The Severity of the Disabling Condition

For a person to qualify for SSDI benefits, he or she must have a condition that keeps him or her from carrying out everyday activities. He or she must support the claim with valid medical records, including a doctor’s letter of support.

Inability to Work for at Least a Year

Since SSDI is a full disability program, only persons who are deemed 100% disabled can receive financial awards. An applicant must submit substantial evidence proving that his or her condition is severe enough to keep him or her out of the job for at least 12 months.

Inability to Keep Working in Any Capacity

A person with a disabling condition must determine whether he or she can keep working at the current job or if he or she can transition to a less demanding job. If a disability applicant doesn’t satisfy the Blue Book listing, the SSA might assess him or her for a medical-vocational allowance. The SSA will start by determining the applicant’s residual functional capacity (RFC) and use it to determine if the applicant can continue with the current job or if he or she can work in any other capacity.  
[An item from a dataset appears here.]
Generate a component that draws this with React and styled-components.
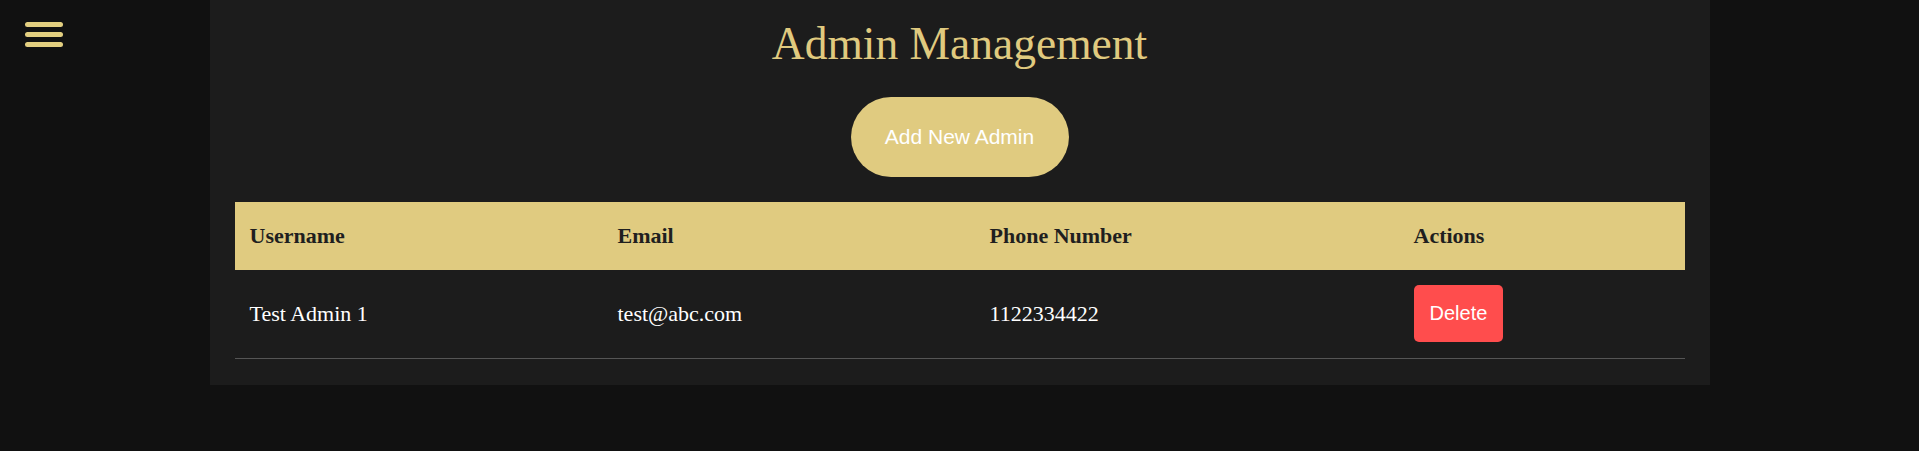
import React from 'react';
import styled, { createGlobalStyle } from 'styled-components';

const GlobalStyle = createGlobalStyle`
  html, body {
    margin: 0;
    padding: 0;
    background: #111111;
  }
  body {
    font-family: "Liberation Serif", serif;
  }
`;

const Page = styled.div`
  min-height: 451px;
  background: #111111;
`;

const MenuToggle = styled.button`
  position: absolute;
  top: 22px;
  left: 25px;
  width: 38px;
  padding: 0;
  border: none;
  background: transparent;
  display: flex;
  flex-direction: column;
  gap: 5px;
  cursor: pointer;

  span {
    display: block;
    height: 5px;
    border-radius: 3px;
    background: #e3cf80;
  }
`;

const Panel = styled.main`
  width: 1500px;
  margin: 0 auto;
  box-sizing: border-box;
  padding: 18px 25px 26px;
  background: #1c1c1c;
  display: flex;
  flex-direction: column;
  align-items: center;
`;

const Title = styled.h1`
  margin: 0;
  font-family: "Liberation Serif", serif;
  font-weight: normal;
  font-size: 45.5px;
  line-height: 52px;
  color: #e0ca7f;
`;

const AddButton = styled.button`
  margin-top: 27px;
  width: 218px;
  height: 80px;
  border: none;
  border-radius: 40px;
  background: #e0cb80;
  color: #ffffff;
  font-family: "Liberation Sans", sans-serif;
  font-size: 21px;
  cursor: pointer;
`;

const Table = styled.table`
  margin-top: 25px;
  width: 1450px;
  border-collapse: collapse;
`;

const HeadCell = styled.th`
  width: ${p => p.$w}px;
  height: 68px;
  padding: 0 15px;
  box-sizing: border-box;
  text-align: left;
  vertical-align: middle;
  background: #e0cb80;
  color: #1f1f1f;
  font-size: 22px;
  font-weight: bold;
`;

const Row = styled.tr`
  border-bottom: 1px solid #555555;
`;

const Cell = styled.td`
  height: 88px;
  padding: 0 15px;
  box-sizing: border-box;
  vertical-align: middle;
  color: #ffffff;
  font-size: 22px;
`;

const DeleteButton = styled.button`
  height: 57px;
  padding: 0 16px;
  border: none;
  border-radius: 5px;
  background: #ff4d4d;
  color: #ffffff;
  font-family: "Liberation Sans", sans-serif;
  font-size: 20px;
  cursor: pointer;
`;

const columns = [
  { label: 'Username', w: 368 },
  { label: 'Email', w: 372 },
  { label: 'Phone Number', w: 424 },
  { label: 'Actions', w: 286 },
];

const admins = [
  { id: 1, name: 'Test Admin 1', email: 'test@abc.com', phone: '1122334422' },
];

export default function App() {
  return (
    <Page>
      <GlobalStyle />
      <MenuToggle aria-label="menu">
        <span />
        <span />
        <span />
      </MenuToggle>
      <Panel>
        <Title>Admin Management</Title>
        <AddButton>Add New Admin</AddButton>
        <Table>
          <thead>
            <tr>
              {columns.map(c => (
                <HeadCell key={c.label} $w={c.w}>{c.label}</HeadCell>
              ))}
            </tr>
          </thead>
          <tbody>
            {admins.map(a => (
              <Row key={a.id}>
                <Cell>{a.name}</Cell>
                <Cell>{a.email}</Cell>
                <Cell>{a.phone}</Cell>
                <Cell>
                  <DeleteButton>Delete</DeleteButton>
                </Cell>
              </Row>
            ))}
          </tbody>
        </Table>
      </Panel>
    </Page>
  );
}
Work History’s Eligibility for SSDI

Only people who have worked and contributed FICA taxes into the SSDI system are eligible for disability benefits. A person must have paid a specific amount of taxes into the system to qualify for SSDI benefits. The required amount, however, varies with the applicant’s age and the number of years worked.

Legal Support in Filing the Disability Claim

Before applying for SSDI, the applicant should consider whether he or she will need legal support in filing the claim. Long term disability lawyers can answer questions that applicants may have and guide them through the entire application process.